How to Remember Names
Dale Carnegie in How to Win Friends and Influence People (to come later) shows us that a person’s name is to that person the sweetest and most important sound in any language. So why don’t we take a little time to learn how to remember names?
Generally if we forget the name of a new acquaintance, it’s because we’re too busy trying to think about what we’re going to say next”.
The trick to remembering is simple: Always associate the name with something you can clearly imagine. It’s all about creating a vivid image in your mind that anchors your visual memory of the person’s face to a visual memory connected to the person’s name.
To know how it works, you need to know something about the Baker/baker paradox. Research shows two people, the same photograph, and tells one that the guy is a baker, and the other that his last name is Baker. A couple of days later, the research shows them the same two guys and asks for the accompanying word. It turns out, those who were told about the profession are much more likely to remember! When you hear the guy is a baker, the fact gets embedded in a whole network of ideas about what it means to be a baker: He cooks bread, he wears a big white hat, he smells good
The name, Baker on the other hand, is tethered only to a memory of the persons face. It is tenuous and should it dissolve, it will float off irretrievably into the netherworld of lost memories. The secret to success in the names and faces is to , simply turn “Bakers into bakers”, and “Foers into fours, and “Reagans into ray guns”

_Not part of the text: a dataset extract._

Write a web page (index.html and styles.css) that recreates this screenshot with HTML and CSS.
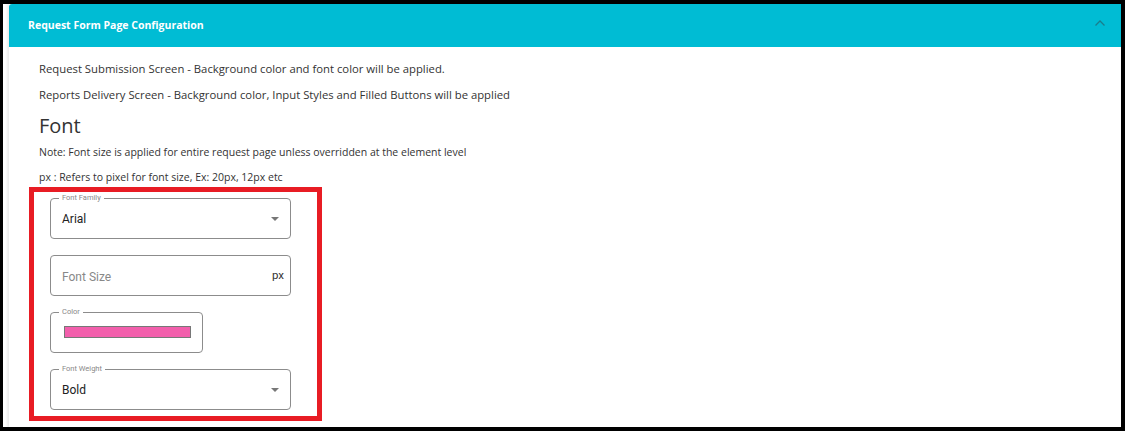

Chunking – to remember very long numbers
If you’re remembering digits: Chunking is a way to decrease the number of items you have to remember, by increasing the size of each item. This is the reason that phone numbers are broken into two parts, and credit cards are split into four.
For example, if you were to memorize 22 letters in a row: Headsshoulderskneestoes. If you didn’t know what it spelled, you would have a very tough time. But if it was broken into chunks, the words, it would be a bit easier. You could break it down from 22 chunks to four chunks: head, shoulders, knees, toes, and if you know the nursery rhyme, “heads, shoulders, knees and toes” – it can be effectively ONE chunk.
Remember a Deck of Cards with The Pao System
Remembering vivid images is much more simple than long digits of numbers, that’s when you can use the PAO system. Person – Action – Object. Every 2-digit number is a vivid image of a person performing an action with an object, which needs to be memorised. Each should be colourful and very interesting. For example:
- 34 = Frank Sinatra (person) singing (action) into a microphone (object)
- 19 = Superman flying with his cape
- 71 = David Beckham kicking a soccer ball
Next – a sting of 6 digits can become one image, by taking the person of the first, the action of the second, and object of the third
- EG: 34-19-71 = Frank Sinatra flying with a soccer ball
- 19-71-34 = Superman kicking a microphone
This is how you can memorise a deck of cards. Each card is assigned a number from 01 to 52 (meaning 52 images). Rather than remembering 52 images in order, each string of three cards is combined into one image. Thus you only need to remember 18 images (17×3 plus one remaining). Doing the hard work of memorising the 52 images, you can now save the memory work from 52 down to 18.